(Work to complete) Repeat all of the material below exactly as written, images excluded.

(Recorded data)
-=-=-

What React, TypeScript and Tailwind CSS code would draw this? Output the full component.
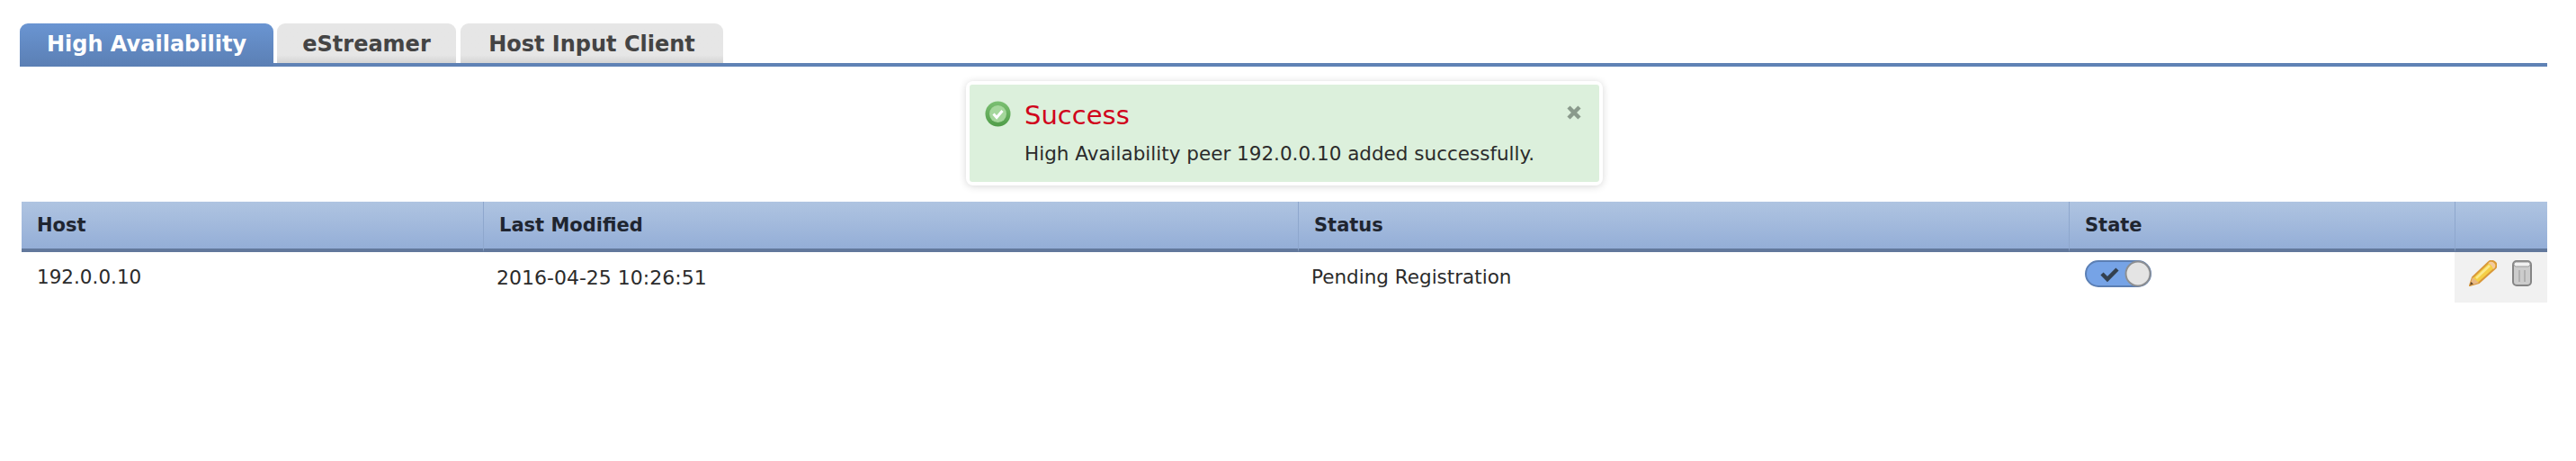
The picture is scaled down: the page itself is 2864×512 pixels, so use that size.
const font = "font-['DejaVu_Sans','Liberation_Sans',sans-serif]";

function CheckCircle() {
  return (
    <svg width="29" height="29" viewBox="0 0 29 29" className="mt-[1px] shrink-0">
      <defs>
        <linearGradient id="okRing" x1="0" y1="0" x2="0" y2="1">
          <stop offset="0" stopColor="#7cc073" />
          <stop offset="1" stopColor="#4f9c48" />
        </linearGradient>
      </defs>
      <circle cx="14.5" cy="14.5" r="14" fill="url(#okRing)" />
      <circle cx="14.5" cy="14.5" r="9.5" fill="#a5d79c" />
      <path d="M9.5 14.5l3.6 4 6.4-7.5" fill="none" stroke="#fff" strokeWidth="3" />
    </svg>
  );
}

function Toggle() {
  return (
    <svg width="74" height="30" viewBox="0 0 74 30" className="block blur-[0.5px]">
      <rect x="1" y="1" width="72" height="28" rx="14" fill="#76a3e6" stroke="#5b7fb4" strokeWidth="2" />
      <path d="M19 15l6 6 11-11" fill="none" stroke="#33404f" strokeWidth="4.5" />
      <circle cx="59" cy="15" r="13.5" fill="#e4e4e4" stroke="#8d8f92" strokeWidth="2" />
    </svg>
  );
}

function Pencil() {
  return (
    <svg width="31" height="29" viewBox="0 0 31 29" className="blur-[0.4px]">
      <path d="M1 28l3-9L22 2c2-2 5-1.500 7 .5s2 4.500 0 6.500L11 25z" fill="#f5cf45" stroke="#d9983a" strokeWidth="2" />
      <path d="M8 20L23 6" stroke="#fbe98c" strokeWidth="2.500" />
      <path d="M21 3.500c2 0 5 2.500 6 6.500l2-2c1-3-2-7-6-6z" fill="#f3c9a0" />
      <path d="M1 28l3-9 7 6z" fill="#e7b985" />
      <path d="M1 28l1.200-4 2.800 2.300z" fill="#6b4a2a" />
    </svg>
  );
}

function Trash() {
  return (
    <svg width="22" height="29" viewBox="0 0 22 29" className="blur-[0.4px]">
      <rect x="1" y="1" width="20" height="27" rx="4" fill="#cccccc" stroke="#858585" strokeWidth="2" />
      <rect x="2" y="2" width="18" height="5" rx="2.500" fill="#f1f1f1" stroke="#9a9a9a" />
      <path d="M8 11v13M14 11v13" stroke="#a6a6a6" strokeWidth="1.500" />
    </svg>
  );
}

function CloseX() {
  return (
    <svg width="18" height="18" viewBox="0 0 18 18" className="mr-[3px] mt-[5px] shrink-0">
      <path d="M3 3l12 12M15 3L3 15" stroke="#8a9a8c" strokeWidth="4.500" />
    </svg>
  );
}

const th = "h-[56px] border-b-[4px] border-b-[#62789c] bg-gradient-to-b from-[#afc4e1] to-[#94aed7] pl-[17px] pt-[2px] text-left font-bold";
const thDivider = "border-l border-l-[#8ea7cd]";

export default function App() {
  return (
    <div className={`${font} h-[512px] w-[2864px] overflow-hidden bg-white pt-[26px] pl-[22px] pr-[32px]`}>
      {/* tabs */}
      <div className="flex h-[48px] gap-[4px] border-b-[4px] border-[#5f82b5]">
        <div className="-mb-[4px] flex h-[48px] w-[282px] items-start justify-center rounded-t-[9px] bg-gradient-to-b from-[#6a95d2] to-[#5b7fb4] pt-[5px] text-[24px] font-bold text-white">
          High Availability
        </div>
        <div className="flex h-[44px] w-[199px] items-start justify-center rounded-t-[9px] bg-gradient-to-b from-[#e6e6e6] from-80% to-[#d4d4d4] pt-[5px] text-[24px] font-bold text-[#444444]">
          eStreamer
        </div>
        <div className="ml-[1px] flex h-[44px] w-[292px] items-start justify-center rounded-t-[9px] bg-gradient-to-b from-[#e6e6e6] from-80% to-[#d4d4d4] pt-[5px] text-[24px] font-bold text-[#444444]">
          Host Input Client
        </div>
      </div>

      {/* success message */}
      <div className="ml-[2px] mt-[16px] flex justify-center">
        <div className="h-[116px] w-[708px] rounded-[8px] bg-white p-[4px] shadow-[0_1px_8px_rgba(0,0,0,0.16)]">
          <div className="flex h-full gap-[15px] rounded-[3px] bg-[#dcf0dc] pl-[17px] pr-[16px] pt-[17px]">
            <CheckCircle />
            <div className="flex-1">
              <div className="mt-[2px] text-[29px] leading-[30px] text-[#d0021b]">Success</div>
              <div className="mt-[15px] text-[21.5px] leading-[26px] text-[#2b2b2b]">
                High Availability peer 192.0.0.10 added successfully.
              </div>
            </div>
            <CloseX />
          </div>
        </div>
      </div>

      {/* table */}
      <table className="ml-[2px] mt-[18px] w-[2808px] table-fixed border-separate border-spacing-0 text-[21.5px]">
        <thead>
          <tr className="text-[21px] text-[#1f2530]">
            <th className={`${th} w-[513px]`}>Host</th>
            <th className={`${th} ${thDivider} w-[906px]`}>Last Modified</th>
            <th className={`${th} ${thDivider} w-[857px]`}>Status</th>
            <th className={`${th} ${thDivider} w-[429px]`}>State</th>
            <th className={`${th} ${thDivider} w-[103px]`}></th>
          </tr>
        </thead>
        <tbody>
          <tr className="h-[56px] text-[#2b2b2b]">
            <td className="pl-[17px]">192.0.0.10</td>
            <td className="pl-[15px] text-[22px]">2016-04-25 10:26:51</td>
            <td className="pl-[15px]">Pending Registration</td>
            <td className="pl-[18px] pb-[8px]">
              <Toggle />
            </td>
            <td className="bg-[#f1f1f1]">
              <div className="flex items-start gap-[17px] pb-[9px] pl-[16px]">
                <Pencil />
                <Trash />
              </div>
            </td>
          </tr>
        </tbody>
      </table>
    </div>
  );
}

-=-=-

(Answer)
What React, TypeScript and Tailwind CSS code would draw this? Output the full component.
The picture is scaled down: the page itself is 2864×512 pixels, so use that size.
const font = "font-['DejaVu_Sans','Liberation_Sans',sans-serif]";

function CheckCircle() {
  return (
    <svg width="29" height="29" viewBox="0 0 29 29" className="mt-[1px] shrink-0">
      <defs>
        <linearGradient id="okRing" x1="0" y1="0" x2="0" y2="1">
          <stop offset="0" stopColor="#7cc073" />
          <stop offset="1" stopColor="#4f9c48" />
        </linearGradient>
      </defs>
      <circle cx="14.5" cy="14.5" r="14" fill="url(#okRing)" />
      <circle cx="14.5" cy="14.5" r="9.5" fill="#a5d79c" />
      <path d="M9.5 14.5l3.6 4 6.4-7.5" fill="none" stroke="#fff" strokeWidth="3" />
    </svg>
  );
}

function Toggle() {
  return (
    <svg width="74" height="30" viewBox="0 0 74 30" className="block blur-[0.5px]">
      <rect x="1" y="1" width="72" height="28" rx="14" fill="#76a3e6" stroke="#5b7fb4" strokeWidth="2" />
      <path d="M19 15l6 6 11-11" fill="none" stroke="#33404f" strokeWidth="4.5" />
      <circle cx="59" cy="15" r="13.5" fill="#e4e4e4" stroke="#8d8f92" strokeWidth="2" />
    </svg>
  );
}

function Pencil() {
  return (
    <svg width="31" height="29" viewBox="0 0 31 29" className="blur-[0.4px]">
      <path d="M1 28l3-9L22 2c2-2 5-1.500 7 .5s2 4.500 0 6.500L11 25z" fill="#f5cf45" stroke="#d9983a" strokeWidth="2" />
      <path d="M8 20L23 6" stroke="#fbe98c" strokeWidth="2.500" />
      <path d="M21 3.500c2 0 5 2.500 6 6.500l2-2c1-3-2-7-6-6z" fill="#f3c9a0" />
      <path d="M1 28l3-9 7 6z" fill="#e7b985" />
      <path d="M1 28l1.200-4 2.800 2.300z" fill="#6b4a2a" />
    </svg>
  );
}

function Trash() {
  return (
    <svg width="22" height="29" viewBox="0 0 22 29" className="blur-[0.4px]">
      <rect x="1" y="1" width="20" height="27" rx="4" fill="#cccccc" stroke="#858585" strokeWidth="2" />
      <rect x="2" y="2" width="18" height="5" rx="2.500" fill="#f1f1f1" stroke="#9a9a9a" />
      <path d="M8 11v13M14 11v13" stroke="#a6a6a6" strokeWidth="1.500" />
    </svg>
  );
}

function CloseX() {
  return (
    <svg width="18" height="18" viewBox="0 0 18 18" className="mr-[3px] mt-[5px] shrink-0">
      <path d="M3 3l12 12M15 3L3 15" stroke="#8a9a8c" strokeWidth="4.500" />
    </svg>
  );
}

const th = "h-[56px] border-b-[4px] border-b-[#62789c] bg-gradient-to-b from-[#afc4e1] to-[#94aed7] pl-[17px] pt-[2px] text-left font-bold";
const thDivider = "border-l border-l-[#8ea7cd]";

export default function App() {
  return (
    <div className={`${font} h-[512px] w-[2864px] overflow-hidden bg-white pt-[26px] pl-[22px] pr-[32px]`}>
      {/* tabs */}
      <div className="flex h-[48px] gap-[4px] border-b-[4px] border-[#5f82b5]">
        <div className="-mb-[4px] flex h-[48px] w-[282px] items-start justify-center rounded-t-[9px] bg-gradient-to-b from-[#6a95d2] to-[#5b7fb4] pt-[5px] text-[24px] font-bold text-white">
          High Availability
        </div>
        <div className="flex h-[44px] w-[199px] items-start justify-center rounded-t-[9px] bg-gradient-to-b from-[#e6e6e6] from-80% to-[#d4d4d4] pt-[5px] text-[24px] font-bold text-[#444444]">
          eStreamer
        </div>
        <div className="ml-[1px] flex h-[44px] w-[292px] items-start justify-center rounded-t-[9px] bg-gradient-to-b from-[#e6e6e6] from-80% to-[#d4d4d4] pt-[5px] text-[24px] font-bold text-[#444444]">
          Host Input Client
        </div>
      </div>

      {/* success message */}
      <div className="ml-[2px] mt-[16px] flex justify-center">
        <div className="h-[116px] w-[708px] rounded-[8px] bg-white p-[4px] shadow-[0_1px_8px_rgba(0,0,0,0.16)]">
          <div className="flex h-full gap-[15px] rounded-[3px] bg-[#dcf0dc] pl-[17px] pr-[16px] pt-[17px]">
            <CheckCircle />
            <div className="flex-1">
              <div className="mt-[2px] text-[29px] leading-[30px] text-[#d0021b]">Success</div>
              <div className="mt-[15px] text-[21.5px] leading-[26px] text-[#2b2b2b]">
                High Availability peer 192.0.0.10 added successfully.
              </div>
            </div>
            <CloseX />
          </div>
        </div>
      </div>

      {/* table */}
      <table className="ml-[2px] mt-[18px] w-[2808px] table-fixed border-separate border-spacing-0 text-[21.5px]">
        <thead>
          <tr className="text-[21px] text-[#1f2530]">
            <th className={`${th} w-[513px]`}>Host</th>
            <th className={`${th} ${thDivider} w-[906px]`}>Last Modified</th>
            <th className={`${th} ${thDivider} w-[857px]`}>Status</th>
            <th className={`${th} ${thDivider} w-[429px]`}>State</th>
            <th className={`${th} ${thDivider} w-[103px]`}></th>
          </tr>
        </thead>
        <tbody>
          <tr className="h-[56px] text-[#2b2b2b]">
            <td className="pl-[17px]">192.0.0.10</td>
            <td className="pl-[15px] text-[22px]">2016-04-25 10:26:51</td>
            <td className="pl-[15px]">Pending Registration</td>
            <td className="pl-[18px] pb-[8px]">
              <Toggle />
            </td>
            <td className="bg-[#f1f1f1]">
              <div className="flex items-start gap-[17px] pb-[9px] pl-[16px]">
                <Pencil />
                <Trash />
              </div>
            </td>
          </tr>
        </tbody>
      </table>
    </div>
  );
}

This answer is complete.